Scaling from F8 → F16 gives more headroom, but it’s best done after confirming your tables and queries are tuned efficiently.
https://learn.microsoft.com/en-us/fabric/enterprise/scale-capacity

Hope this clears it up. Let us know if you have any doubts regarding this. We will be happy to help.

Thank you for using the Microsoft Fabric Community Forum.

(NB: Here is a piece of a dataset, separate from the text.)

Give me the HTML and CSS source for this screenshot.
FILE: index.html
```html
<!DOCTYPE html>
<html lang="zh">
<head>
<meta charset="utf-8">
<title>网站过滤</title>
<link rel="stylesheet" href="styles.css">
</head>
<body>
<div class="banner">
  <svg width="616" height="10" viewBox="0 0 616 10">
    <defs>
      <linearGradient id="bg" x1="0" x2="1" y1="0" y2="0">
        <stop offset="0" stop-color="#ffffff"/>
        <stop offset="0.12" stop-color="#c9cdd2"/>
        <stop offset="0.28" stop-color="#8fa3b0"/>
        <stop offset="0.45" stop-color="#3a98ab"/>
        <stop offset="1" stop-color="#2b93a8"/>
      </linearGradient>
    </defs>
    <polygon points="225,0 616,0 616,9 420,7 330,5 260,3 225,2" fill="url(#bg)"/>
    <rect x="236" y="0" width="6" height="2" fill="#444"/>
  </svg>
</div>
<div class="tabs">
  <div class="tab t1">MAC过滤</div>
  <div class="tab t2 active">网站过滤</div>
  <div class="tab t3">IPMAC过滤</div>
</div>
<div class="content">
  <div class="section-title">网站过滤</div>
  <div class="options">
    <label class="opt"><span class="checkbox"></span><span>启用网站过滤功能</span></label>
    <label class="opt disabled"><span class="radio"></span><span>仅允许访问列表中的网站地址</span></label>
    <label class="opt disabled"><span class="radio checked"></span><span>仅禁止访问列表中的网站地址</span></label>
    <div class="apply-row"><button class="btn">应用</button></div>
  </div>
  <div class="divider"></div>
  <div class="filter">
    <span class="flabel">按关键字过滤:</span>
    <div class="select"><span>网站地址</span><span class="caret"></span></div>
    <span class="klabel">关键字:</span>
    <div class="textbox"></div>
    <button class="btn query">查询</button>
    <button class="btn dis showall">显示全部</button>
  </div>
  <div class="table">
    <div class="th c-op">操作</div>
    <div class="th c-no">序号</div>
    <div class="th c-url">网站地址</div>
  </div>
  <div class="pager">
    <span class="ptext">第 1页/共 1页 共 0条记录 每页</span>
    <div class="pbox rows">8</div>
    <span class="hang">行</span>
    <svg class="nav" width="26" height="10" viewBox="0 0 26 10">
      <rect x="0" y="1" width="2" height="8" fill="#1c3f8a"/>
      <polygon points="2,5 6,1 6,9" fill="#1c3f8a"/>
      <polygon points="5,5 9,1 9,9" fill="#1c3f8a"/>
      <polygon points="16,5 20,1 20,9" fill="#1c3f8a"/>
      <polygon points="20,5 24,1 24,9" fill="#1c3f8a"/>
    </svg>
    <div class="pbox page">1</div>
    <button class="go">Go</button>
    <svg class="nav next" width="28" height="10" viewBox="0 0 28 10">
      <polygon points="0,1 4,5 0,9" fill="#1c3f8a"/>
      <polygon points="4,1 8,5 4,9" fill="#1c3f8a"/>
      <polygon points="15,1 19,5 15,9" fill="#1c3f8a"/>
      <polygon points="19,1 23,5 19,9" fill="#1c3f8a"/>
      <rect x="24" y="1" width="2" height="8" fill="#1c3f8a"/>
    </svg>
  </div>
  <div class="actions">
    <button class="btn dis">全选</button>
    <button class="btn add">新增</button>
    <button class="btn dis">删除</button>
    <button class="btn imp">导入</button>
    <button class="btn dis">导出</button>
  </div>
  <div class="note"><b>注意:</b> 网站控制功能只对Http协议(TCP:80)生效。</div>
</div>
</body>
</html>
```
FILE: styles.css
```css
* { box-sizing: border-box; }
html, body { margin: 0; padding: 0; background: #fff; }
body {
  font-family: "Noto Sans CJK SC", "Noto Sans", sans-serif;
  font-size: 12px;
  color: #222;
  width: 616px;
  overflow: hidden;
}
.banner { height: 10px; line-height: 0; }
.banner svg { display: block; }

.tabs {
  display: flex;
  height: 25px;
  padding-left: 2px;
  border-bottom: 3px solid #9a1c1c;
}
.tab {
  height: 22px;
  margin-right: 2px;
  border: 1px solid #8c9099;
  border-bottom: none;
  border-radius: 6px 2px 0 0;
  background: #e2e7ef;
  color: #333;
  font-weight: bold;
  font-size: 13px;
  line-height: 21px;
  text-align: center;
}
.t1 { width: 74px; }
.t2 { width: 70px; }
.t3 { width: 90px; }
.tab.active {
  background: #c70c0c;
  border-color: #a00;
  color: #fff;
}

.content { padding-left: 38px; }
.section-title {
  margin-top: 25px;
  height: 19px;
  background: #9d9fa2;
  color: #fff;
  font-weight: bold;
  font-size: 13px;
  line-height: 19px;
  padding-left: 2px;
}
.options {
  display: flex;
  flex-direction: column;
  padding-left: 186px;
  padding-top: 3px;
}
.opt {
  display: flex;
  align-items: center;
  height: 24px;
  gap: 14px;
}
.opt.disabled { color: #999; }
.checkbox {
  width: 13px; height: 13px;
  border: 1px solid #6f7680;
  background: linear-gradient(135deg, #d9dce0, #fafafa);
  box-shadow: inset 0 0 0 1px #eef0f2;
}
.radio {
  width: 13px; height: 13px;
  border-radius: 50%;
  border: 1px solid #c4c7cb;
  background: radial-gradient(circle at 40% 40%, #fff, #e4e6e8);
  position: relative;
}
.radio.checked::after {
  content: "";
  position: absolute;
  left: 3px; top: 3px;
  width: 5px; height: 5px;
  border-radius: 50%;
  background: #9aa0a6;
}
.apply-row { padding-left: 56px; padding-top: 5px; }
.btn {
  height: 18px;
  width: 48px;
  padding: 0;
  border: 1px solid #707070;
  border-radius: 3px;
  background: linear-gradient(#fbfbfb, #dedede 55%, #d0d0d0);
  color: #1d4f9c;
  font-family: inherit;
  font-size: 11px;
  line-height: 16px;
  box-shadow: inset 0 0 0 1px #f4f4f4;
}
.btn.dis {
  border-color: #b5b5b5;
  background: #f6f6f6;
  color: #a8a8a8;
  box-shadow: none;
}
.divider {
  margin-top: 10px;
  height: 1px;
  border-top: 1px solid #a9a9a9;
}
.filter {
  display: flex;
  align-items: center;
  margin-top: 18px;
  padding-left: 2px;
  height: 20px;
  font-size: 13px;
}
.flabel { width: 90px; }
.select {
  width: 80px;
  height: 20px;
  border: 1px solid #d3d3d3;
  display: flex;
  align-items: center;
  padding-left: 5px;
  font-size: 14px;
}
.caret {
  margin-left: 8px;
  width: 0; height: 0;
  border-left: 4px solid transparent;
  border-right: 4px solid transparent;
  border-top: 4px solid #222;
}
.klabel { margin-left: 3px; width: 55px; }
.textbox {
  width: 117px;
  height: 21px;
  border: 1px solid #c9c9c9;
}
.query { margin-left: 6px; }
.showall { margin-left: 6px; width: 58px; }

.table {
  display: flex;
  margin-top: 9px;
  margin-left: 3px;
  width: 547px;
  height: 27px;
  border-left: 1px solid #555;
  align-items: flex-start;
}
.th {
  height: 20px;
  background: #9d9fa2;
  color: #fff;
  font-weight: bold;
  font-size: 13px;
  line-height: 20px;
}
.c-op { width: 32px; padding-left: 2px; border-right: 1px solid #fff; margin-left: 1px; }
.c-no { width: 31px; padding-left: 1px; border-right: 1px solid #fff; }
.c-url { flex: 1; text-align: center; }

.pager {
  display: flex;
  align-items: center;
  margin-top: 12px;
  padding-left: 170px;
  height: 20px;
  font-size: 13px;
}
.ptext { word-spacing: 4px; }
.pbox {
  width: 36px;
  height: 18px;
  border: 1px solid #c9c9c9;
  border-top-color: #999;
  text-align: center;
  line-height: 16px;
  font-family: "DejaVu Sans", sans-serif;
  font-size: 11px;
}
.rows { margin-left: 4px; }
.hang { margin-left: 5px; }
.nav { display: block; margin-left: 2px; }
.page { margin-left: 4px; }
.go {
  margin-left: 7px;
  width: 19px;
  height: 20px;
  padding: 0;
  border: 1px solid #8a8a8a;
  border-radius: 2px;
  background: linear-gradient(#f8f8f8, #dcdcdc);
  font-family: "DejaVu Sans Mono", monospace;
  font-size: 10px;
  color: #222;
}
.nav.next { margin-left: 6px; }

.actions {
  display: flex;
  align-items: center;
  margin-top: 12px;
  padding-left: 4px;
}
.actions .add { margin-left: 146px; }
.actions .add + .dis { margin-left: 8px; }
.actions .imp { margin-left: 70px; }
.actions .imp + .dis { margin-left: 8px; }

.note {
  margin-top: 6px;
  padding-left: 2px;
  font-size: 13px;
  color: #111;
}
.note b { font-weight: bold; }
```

v-kpoloju-msft · ‎11-02-2025

Hi @alisha3495,

Just checking in to see if the issue has been resolved on your end. If the earlier suggestions helped, that’s great to hear! And if you’re still facing challenges, feel free to share more details happy to assist further.

Thank you.

v-kpoloju-msft · ‎11-04-2025

Hi @alisha3495,

Just wanted to follow up. If the shared guidance worked for you, that’s wonderful hopefully it also helps others looking for similar answers. If there’s anything else you'd like to explore or clarify, don’t hesitate to reach out.

Thank you.

tayloramy · ‎10-28-2025

Hi @alisha3495,

You can drill through to the timepoint details page on Capacity Metrics to get item level details on exactly what artifacts are using capacity: https://learn.microsoft.com/en-us/fabric/enterprise/metrics-app-timepoint-page

You can also use the estimator for getting a loose idea about what size capacity you may need: https://www.microsoft.com/en-us/microsoft-fabric/capacity-estimator

At my org we're doing something similar on a fairly small databricks enviornment (though small/large is a little subjective, I have 50TB databases in my org so I may be biased in thinking it is small) and we are using an F128 which is keeping up well, but I couldn't imagine trying to do it on an F8 or F16.

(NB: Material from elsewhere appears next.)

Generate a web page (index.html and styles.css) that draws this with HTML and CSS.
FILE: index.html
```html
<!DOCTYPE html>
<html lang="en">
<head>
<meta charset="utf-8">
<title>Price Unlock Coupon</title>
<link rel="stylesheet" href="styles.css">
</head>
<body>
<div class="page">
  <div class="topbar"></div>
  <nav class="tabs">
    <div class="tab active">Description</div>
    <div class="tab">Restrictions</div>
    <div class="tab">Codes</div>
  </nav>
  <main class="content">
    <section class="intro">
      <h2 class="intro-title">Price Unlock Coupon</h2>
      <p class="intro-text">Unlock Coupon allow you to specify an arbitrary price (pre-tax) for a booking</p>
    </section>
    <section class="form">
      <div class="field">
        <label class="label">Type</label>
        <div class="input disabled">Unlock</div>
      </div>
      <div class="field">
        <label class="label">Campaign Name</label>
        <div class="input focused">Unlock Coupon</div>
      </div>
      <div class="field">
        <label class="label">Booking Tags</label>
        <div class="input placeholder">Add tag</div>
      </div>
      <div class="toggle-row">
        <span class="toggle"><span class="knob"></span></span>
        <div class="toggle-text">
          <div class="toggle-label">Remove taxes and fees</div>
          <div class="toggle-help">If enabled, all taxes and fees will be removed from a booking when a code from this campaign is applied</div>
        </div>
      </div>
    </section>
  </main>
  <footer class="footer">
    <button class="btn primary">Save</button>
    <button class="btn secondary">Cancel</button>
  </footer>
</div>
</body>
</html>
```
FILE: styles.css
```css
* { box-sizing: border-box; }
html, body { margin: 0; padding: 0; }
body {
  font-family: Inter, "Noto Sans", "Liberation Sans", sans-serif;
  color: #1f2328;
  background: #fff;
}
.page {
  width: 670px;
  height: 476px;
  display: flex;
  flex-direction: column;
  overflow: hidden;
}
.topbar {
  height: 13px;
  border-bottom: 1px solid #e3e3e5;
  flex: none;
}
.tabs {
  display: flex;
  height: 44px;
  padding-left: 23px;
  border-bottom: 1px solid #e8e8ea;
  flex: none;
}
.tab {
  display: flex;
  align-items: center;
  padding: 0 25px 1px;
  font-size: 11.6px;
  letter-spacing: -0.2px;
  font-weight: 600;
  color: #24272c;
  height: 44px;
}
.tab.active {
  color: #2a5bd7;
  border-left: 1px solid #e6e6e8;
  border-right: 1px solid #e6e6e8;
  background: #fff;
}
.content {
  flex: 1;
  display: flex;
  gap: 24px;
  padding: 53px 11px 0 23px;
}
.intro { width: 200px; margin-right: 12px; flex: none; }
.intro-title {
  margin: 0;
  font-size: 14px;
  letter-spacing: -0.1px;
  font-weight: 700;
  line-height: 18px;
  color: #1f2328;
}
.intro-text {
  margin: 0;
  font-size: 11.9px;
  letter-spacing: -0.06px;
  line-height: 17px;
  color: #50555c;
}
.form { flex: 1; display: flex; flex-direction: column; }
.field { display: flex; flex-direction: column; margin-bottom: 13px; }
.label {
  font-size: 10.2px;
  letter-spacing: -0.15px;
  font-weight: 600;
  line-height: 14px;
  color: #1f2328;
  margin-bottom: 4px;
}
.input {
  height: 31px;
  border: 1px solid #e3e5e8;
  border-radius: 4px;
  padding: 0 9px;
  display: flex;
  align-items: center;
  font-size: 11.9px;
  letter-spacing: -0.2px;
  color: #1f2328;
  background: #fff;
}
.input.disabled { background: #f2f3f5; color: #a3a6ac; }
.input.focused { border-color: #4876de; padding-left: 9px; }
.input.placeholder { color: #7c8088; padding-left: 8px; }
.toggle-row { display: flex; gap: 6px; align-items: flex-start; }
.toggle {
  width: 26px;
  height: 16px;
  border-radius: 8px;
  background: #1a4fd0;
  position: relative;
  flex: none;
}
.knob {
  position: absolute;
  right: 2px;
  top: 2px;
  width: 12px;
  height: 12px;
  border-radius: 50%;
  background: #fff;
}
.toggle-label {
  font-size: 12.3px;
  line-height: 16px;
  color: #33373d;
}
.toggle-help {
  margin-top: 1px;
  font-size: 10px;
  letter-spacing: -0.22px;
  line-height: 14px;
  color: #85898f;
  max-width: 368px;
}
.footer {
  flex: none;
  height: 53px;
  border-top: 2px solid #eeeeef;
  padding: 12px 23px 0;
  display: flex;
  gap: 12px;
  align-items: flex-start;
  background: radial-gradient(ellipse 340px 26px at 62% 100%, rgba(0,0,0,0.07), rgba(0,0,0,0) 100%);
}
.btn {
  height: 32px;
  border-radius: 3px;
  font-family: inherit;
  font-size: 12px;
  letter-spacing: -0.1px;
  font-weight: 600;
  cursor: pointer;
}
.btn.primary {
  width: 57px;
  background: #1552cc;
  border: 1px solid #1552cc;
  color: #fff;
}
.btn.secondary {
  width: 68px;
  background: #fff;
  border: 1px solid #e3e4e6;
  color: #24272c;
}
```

If you found this helpful, consider giving some Kudos. If I answered your question or solved your problem, mark this post as the solution.

lbendlin · ‎10-28-2025

Unless you have a very very small ADBx instance you need to plan bigger, much bigger. Even a F64 is way too small for a regular sized Databricks and its linkage.

You want to be clear about the enormous additional cost of mirroring ADBx into Fabric. In effect you are duplicating one data warehouse into another.